Old Soviet Venus descent craft nearing Earth reentry
Pop culture and nostalgia
- Many recall the Six Million Dollar Man “Death Probe” episode, Superman phone-booth gags, and Underdog, joking that this scenario feels like 1970s sci‑fi come true.
- Side nostalgia tangent on phone booths and retro tech (arcade cabinets, old elevators) as physical relics of past eras.
Soviet engineering style and Venus design
- Commenters note it’s “stereotypically Soviet” that a simple, rugged system designed for Venus might partially work in an unintended Earth‑orbital context.
- Venus’s extreme lower atmosphere means chutes become unnecessary there; some speculate the chute system may have gasodynamic or purely mechanical triggers (e.g., g‑threshold) that could have mis‑fired in Earth orbit.

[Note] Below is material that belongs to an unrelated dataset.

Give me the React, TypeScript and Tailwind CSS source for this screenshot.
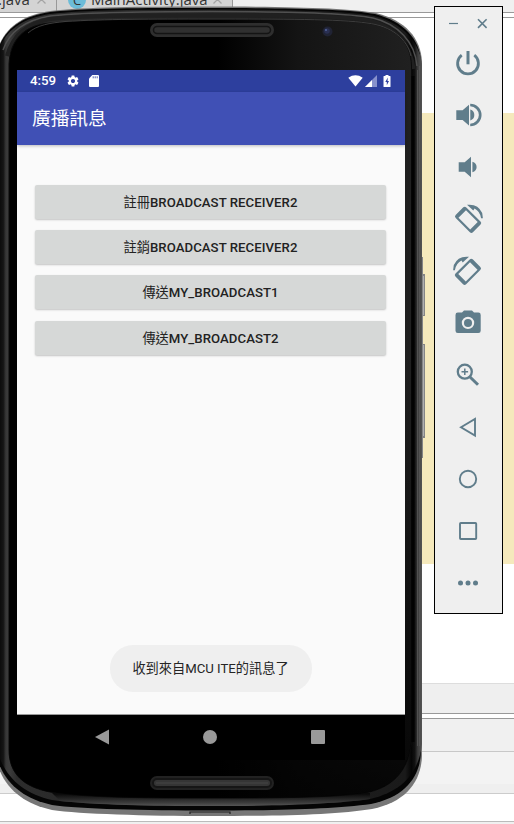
import type { ReactNode } from 'react';
import { MdSettings } from 'react-icons/md';

function Glyph({ children }: { children: ReactNode }) {
  return (
    <svg viewBox="0 0 30 30" className="block h-[30px] w-[30px] shrink-0 fill-[#607d8b]">
      {children}
    </svg>
  );
}

function RotateShape() {
  return (
    <>
      <path
        fillRule="evenodd"
        transform="translate(15.1 15.8) rotate(-45)"
        d="M-5.4-12.2H5.4Q7.5-12.2 7.5-10V10Q7.5 12.2 5.4 12.2H-5.4Q-7.5 12.2-7.5 10V-10Q-7.5-12.2-5.4-12.2ZM-5.3-8.3V8.3H5.3V-8.3Z"
      />
      <path d="M14 .8Q25-.5 29.2 9L29.9 14.3H28.1Q27 7.400 21.5 4.600L20.300 6.600Z" />
    </>
  );
}

function Toolbar() {
  return (
    <aside className="absolute left-[434px] top-[6px] flex h-[608px] w-[69px] flex-col border border-black bg-[#efefef]">
      <div className="flex h-[41px] w-full shrink-0 items-start justify-between px-[14px] pt-[11px]">
        <svg viewBox="0 0 10 11" className="h-[11px] w-[10px] stroke-[#607d8b] stroke-[1.2]">
          <path d="M0 5.500H9" />
        </svg>
        <svg viewBox="0 0 11 11" className="h-[11px] w-[11px] stroke-[#607d8b] stroke-[1.6]">
          <path d="M1 1.300l8.600 8.600M9.600 1.300L1 9.900" />
        </svg>
      </div>
      <div className="flex flex-col gap-[22px] pl-[18px]">
        <Glyph>
          <path d="M8.700 7.200A10.400 10.400 0 1 0 21.300 7.200" fill="none" stroke="#607d8b" strokeWidth="2.800" />
          <path d="M13.500 3h3v13.300h-3z" />
        </Glyph>
        <Glyph>
          <path d="M3.300 10.200h6.300L16 4.700v20.800l-6.400-5.600H3.300zM17.300 9.600q4 1.200 4 5.400t-4 5.400z" />
          <path d="M17.200 5a10 10 0 0 1 0 20" fill="none" stroke="#607d8b" strokeWidth="2.700" />
        </Glyph>
        <Glyph>
          <path d="M5.700 10.300h6L18 4.800v20.400l-6.300-5.500h-6zM19.400 9.800q4.200 1.200 4.200 5.200t-4.200 5.200z" />
        </Glyph>
        <Glyph>
          <RotateShape />
        </Glyph>
        <Glyph>
          <g transform="translate(30 0) scale(-1 1)">
            <RotateShape />
          </g>
        </Glyph>
        <Glyph>
          <path
            fillRule="evenodd"
            d="M11 2.400h8l2 2.200h4.400q2.300 0 2.300 2.300v15.800q0 2.400-2.300 2.400H4.800q-2.300 0-2.300-2.400V6.900q0-2.300 2.300-2.300H9zM15 8.700a6.200 6.200 0 1 0 0 12.400a6.200 6.200 0 1 0 0-12.400z"
          />
          <circle cx="15" cy="14.900" r="4" />
        </Glyph>
        <Glyph>
          <circle cx="11.800" cy="11.700" r="7" fill="none" stroke="#607d8b" strokeWidth="2.300" />
          <path d="M17 17l8 7.800" fill="none" stroke="#607d8b" strokeWidth="3" />
          <path d="M8.500 11.700h6.600M11.800 8.400V15" fill="none" stroke="#607d8b" strokeWidth="1.500" />
        </Glyph>
        <Glyph>
          <path d="M8 15.200L22 7v16.500z" fill="none" stroke="#607d8b" strokeWidth="1.900" />
        </Glyph>
        <Glyph>
          <circle cx="15" cy="15" r="8.200" fill="none" stroke="#607d8b" strokeWidth="1.900" />
        </Glyph>
        <Glyph>
          <rect x="7" y="7" width="16.200" height="16" rx=".8" fill="none" stroke="#607d8b" strokeWidth="1.900" />
        </Glyph>
        <Glyph>
          <circle cx="7.500" cy="15" r="2.500" />
          <circle cx="15" cy="15" r="2.500" />
          <circle cx="22.500" cy="15" r="2.500" />
        </Glyph>
      </div>
    </aside>
  );
}

function PhoneBody() {
  return (
    <svg viewBox="0 0 430 824" className="absolute left-0 top-0 h-[824px] w-[430px]" fill="none">
      <defs>
        <linearGradient id="rim" gradientUnits="userSpaceOnUse" x1="0" x2="422" y1="0" y2="0">
          <stop offset="0" stopColor="#0c0c0c" />
          <stop offset=".008" stopColor="#151515" />
          <stop offset=".014" stopColor="#383838" />
          <stop offset=".022" stopColor="#3c3c3c" />
          <stop offset=".04" stopColor="#2c2c2c" />
          <stop offset=".96" stopColor="#1a1a1a" />
          <stop offset=".975" stopColor="#050505" />
          <stop offset=".983" stopColor="#111" />
          <stop offset=".99" stopColor="#3c3c3c" />
          <stop offset="1" stopColor="#555" />
        </linearGradient>
        <linearGradient id="topface" gradientUnits="userSpaceOnUse" x1="9" x2="411" y1="0" y2="0">
          <stop offset="0" stopColor="#000" />
          <stop offset=".52" stopColor="#000" />
          <stop offset=".72" stopColor="#141414" />
          <stop offset="1" stopColor="#202020" />
        </linearGradient>
        <linearGradient id="fade" gradientUnits="userSpaceOnUse" x1="0" x2="0" y1="350" y2="790">
          <stop offset="0" stopColor="#000" stopOpacity="0" />
          <stop offset="1" stopColor="#000" stopOpacity=".8" />
        </linearGradient>
        <linearGradient id="bottomrim" gradientUnits="userSpaceOnUse" x1="0" x2="0" y1="794" y2="806">
          <stop offset="0" stopColor="#0a0a0a" />
          <stop offset=".7" stopColor="#3a3a3a" />
          <stop offset="1" stopColor="#555" />
        </linearGradient>
      </defs>
      <path d="M421 257h2v17h2v42h-2v28h2v94h-2v20h-2z" fill="#858585" />
      <path d="M423.500 276v39M423.500 345v91" stroke="#b0b0b0" />
      <path
        d="M-2 48C6 26 24 15 50 11C85 7 140 6.500 210 6.500C290 6.500 350 8 376 13C405 20 421 38 422 62V756C421 782 406 802 372 809C335 815 280 816 210 816C145 816 80 814 52 810C25 804 6 790 -2 766Z"
        fill="#777"
      />
      <path
        d="M-2 49C6 27 24 16 50 12C85 8 140 8 210 8C290 8 350 9 375 14C403 21 420 39 421 62V752C420 777 405 797 371 804C335 809 280 810.500 210 810.500C145 810.500 80 809 52 805C25 799 6 785 -2 761Z"
        fill="#050505"
      />
      <path
        d="M-2 51C6 29 24 18 50 14C85 10 140 9.500 210 9.500C290 9.500 350 11 374 16C402 23 419 41 422 64V744C419 771 404 791 370 799C335 804 280 806 210 806C145 806 80 804 52 800C25 794 6 779 -2 753Z"
        fill="url(#rim)"
      />
      <path
        d="M60 801C100 805 145 806 210 806C280 806 335 804 370 799V793H52Z"
        fill="url(#bottomrim)"
      />
      <path
        d="M3 50C10 30 26 20 50 16C85 12 140 11.500 210 11.500C290 11.500 350 13 373 18C398 24 415 42 417 66"
        stroke="#505050"
        strokeWidth="1.500"
      />
      <path
        d="M7 56C13 34 28 23 50 19C85 15 140 15.500 210 15.500C290 15.500 350 16 371 21C395 28 411 45 413.500 69"
        stroke="#202020"
        strokeWidth="4"
      />
      <path d="M417.500 70V746M419.700 66V746" stroke="#5c5c5c" strokeWidth=".7" />
      <path
        d="M9 64C10 40 24 25 50 23C90 19 150 19 210 19C280 19 340 19 367 23C396 27 411 42 411.500 66V742C408 773 391 788 365 793C330 798 270 798 210 798C150 798 88 798 50 792C24 787 9 774 9 750Z"
        fill="url(#topface)"
        stroke="#0b0b0b"
      />
      <path
        d="M9 350H411.500V742C408 773 391 788 365 793C330 798 270 798 210 798C150 798 88 798 50 792C24 787 9 774 9 750Z"
        fill="url(#fade)"
      />
      <path d="M28 33C37 25 50 23 65 21.500C105 19 150 19 210 19C280 19 340 19 367 23C392 26 407 39 411 56" stroke="#4a4a4a" strokeWidth=".8" />
      <path d="M413 76V742" stroke="#020202" strokeWidth="3" />
      <rect x="150" y="23" width="124" height="14" rx="7" fill="#2e2e2e" />
      <rect x="153.500" y="26.500" width="117" height="7" rx="3.500" fill="#303030" stroke="#141414" strokeWidth="1.500" />
      <rect x="150" y="776" width="124" height="14" rx="7" fill="#222" />
      <rect x="153" y="779" width="118" height="8" rx="4" fill="#353535" stroke="#161616" strokeWidth="2" />
      <path d="M156 783H268" stroke="#474747" />
      <circle cx="327.500" cy="31.500" r="5" fill="#202334" />
      <circle cx="327" cy="31" r="2.800" fill="#2a3053" />
      <circle cx="326" cy="30" r="1" fill="#53649b" />
      <path d="M190 814v-2h40v2" stroke="#222" strokeWidth="1.200" />
      <path d="M17 760V70H405V760Z" fill="#000" />
    </svg>
  );
}

function StatusBar() {
  return (
    <div className="flex h-[22px] shrink-0 items-center bg-[#2d3f9e] px-[13px] text-white">
      <span className="w-[26px] whitespace-nowrap text-[13.3px] font-medium leading-[22px]">4:59</span>
      <MdSettings className="ml-[10px] h-[14px] w-[14px]" />
      <svg viewBox="0 0 10 12" className="ml-[9px] h-[12px] w-[10px]">
        <path d="M3.300 0H9q1 0 1 1v10q0 1-1 1H1q-1 0-1-1V3.600z" fill="#fff" />
        <path d="M4.200 1.300v2M6.200 1.300v2M8.200 1.300v2" stroke="#2d3f9e" strokeWidth=".8" />
      </svg>
      <svg viewBox="0 0 15 12" className="ml-auto h-[12px] w-[15px]">
        <path d="M.3 2.700Q7.500-2 14.700 2.700L7.500 11.600z" fill="#fff" />
      </svg>
      <svg viewBox="0 0 12 12" className="ml-[2px] h-[12px] w-[12px]">
        <path d="M0 12L12 0V12z" fill="#8791cc" />
        <path d="M0 12L7 5V12z" fill="#fff" />
      </svg>
      <svg viewBox="0 0 8 12" className="ml-[6px] mr-px h-[12px] w-[8px]">
        <path d="M2.500 0h3v1H7q.5 0 .5.500V11.500q0 .5-.5.500H1q-.5 0-.5-.5v-10Q.5 1 1 1h1.500z" fill="#fff" />
        <path d="M4.800 2.500L2.300 7h1.500v3.300L6 6H4.500z" fill="#2d3f9e" />
      </svg>
    </div>
  );
}

const actions = [
  { verb: '註冊', target: 'BROADCAST RECEIVER2' },
  { verb: '註銷', target: 'BROADCAST RECEIVER2' },
  { verb: '傳送', target: 'MY_BROADCAST1' },
  { verb: '傳送', target: 'MY_BROADCAST2' },
];

function Screen() {
  return (
    <main className="absolute left-[17px] top-[70px] flex h-[690px] w-[388px] flex-col bg-[#fafafa] font-[Roboto,'Noto_Sans_CJK_TC',sans-serif]">
      <StatusBar />
      <header className="z-10 flex h-[53px] shrink-0 items-center bg-[#4050b5] pl-[15px] pt-px text-[18.7px] leading-[28px] text-white shadow-[0_1px_3px_rgba(0,0,0,0.25)]">
        廣播訊息
      </header>
      <section className="flex grow flex-col items-center border-b border-[#999] pl-[18px] pr-[19px] pt-[40px]">
        <div className="flex w-full flex-col gap-[11.200px]">
          {actions.map(({ verb, target }) => (
            <button
              key={verb + target}
              className="h-[34px] w-full whitespace-nowrap rounded-[2px] bg-[#d6d8d7] pt-px text-[13.2px] leading-[33px] tracking-[0.05px] text-[#222] shadow-[0_1px_2px_rgba(0,0,0,0.22)]"
            >
              {verb}
              <span className="font-medium">{target}</span>
            </button>
          ))}
        </div>
        <div className="mb-[22px] mt-auto flex h-[47px] w-[202px] items-center justify-center whitespace-nowrap rounded-[23px] bg-[#efefef] pt-px text-[13.2px] text-[#252525]">
          收到來自MCU ITE的訊息了
        </div>
      </section>
      <nav className="flex h-[45px] shrink-0 items-center justify-between bg-black pb-px pl-[77px] pr-[80px]">
        <svg viewBox="0 0 15 16" className="h-[16px] w-[15px] fill-[#999]">
          <path d="M1 8L15 .5v15z" />
        </svg>
        <div className="h-[14px] w-[14px] rounded-full bg-[#999]" />
        <div className="h-[14px] w-[14px] rounded-[1px] bg-[#999]" />
      </nav>
    </main>
  );
}

function TabClose() {
  return (
    <svg viewBox="0 0 9 9" className="-mt-[5px] h-[9px] w-[9px] shrink-0 stroke-[#a5a5a5] stroke-[1.3]">
      <path d="M.5.500l8 8M8.500.500l-8 8" />
    </svg>
  );
}

function EditorBackdrop() {
  return (
    <div className="flex h-full flex-col bg-white">
      <div className="flex h-[13px] shrink-0 overflow-hidden border-b border-[#999] bg-[#f0f0f0] font-['Open_Sans',sans-serif] text-[15px] leading-[15px] text-[#333]">
        <div className="flex w-[57px] shrink-0 border-r border-[#999] bg-[#d4d4d4]">
          <span className="-ml-[2px] -mt-[8px] w-[39px]">.java</span>
          <TabClose />
        </div>
        <div className="flex w-[176px] shrink-0 border-r border-[#999] bg-[#d4d4d4]">
          <span className="-mt-[9px] ml-[11px] h-[18px] w-[18px] rounded-full bg-[#6cbcd8] text-center text-[13px] leading-[18px]">C</span>
          <span className="-mt-[8px] ml-[5px] w-[122px] whitespace-nowrap">MainActivity.java</span>
          <TabClose />
        </div>
      </div>
      <div className="h-[5px] shrink-0 border-b border-[#999]" />
      <div className="h-[95px] shrink-0" />
      <div className="h-[451px] shrink-0 bg-[#f5e9bc]" />
      <div className="h-[119px] shrink-0" />
      <div className="h-[31px] shrink-0 border-b border-t border-b-[#999] border-t-[#ddd] bg-[#efefef]" />
      <div className="h-[5px] shrink-0 border-b border-[#999]" />
      <div className="h-[33px] shrink-0 border-b border-[#c8c8c8] bg-[#f0f0f0]" />
      <div className="h-[32px] shrink-0 bg-[#f3f3f3]" />
      <div className="h-[10px] shrink-0 border-b border-[#ccc] bg-[#efefef]" />
      <div className="h-[28px] shrink-0 border-b border-[#bbb]" />
      <div className="grow bg-[#f0f0f0]" />
    </div>
  );
}

export default function App() {
  return (
    <div className="relative h-[824px] w-[514px] overflow-hidden">
      <EditorBackdrop />
      <PhoneBody />
      <Screen />
      <Toolbar />
    </div>
  );
}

- Broader discussion of Soviet design philosophy: crude, minimal, physics‑driven, but often very robust and repairable, contrasted with more specialized Western designs.
Should we recover it? Technical and economic feasibility
- Several people fantasize about a “rescue mission” to bring the lander back as a museum piece or long‑term materials test article.
- Others argue no current operational system is truly suited:
- Shuttle-era capture and return was unique but extremely expensive and is now gone.
- Dragon has the mass capacity but can’t return anything riding in its unshielded trunk, and getting a 1‑meter, half‑ton object through the crew hatch is unrealistic.
- Starship could in principle do it later, but that capability doesn’t exist yet.
- Rendezvous with a tumbling object is nontrivial; discussion touches on rotation physics, Dzhanibekov effect, and why “just match its tumble” is not straightforward.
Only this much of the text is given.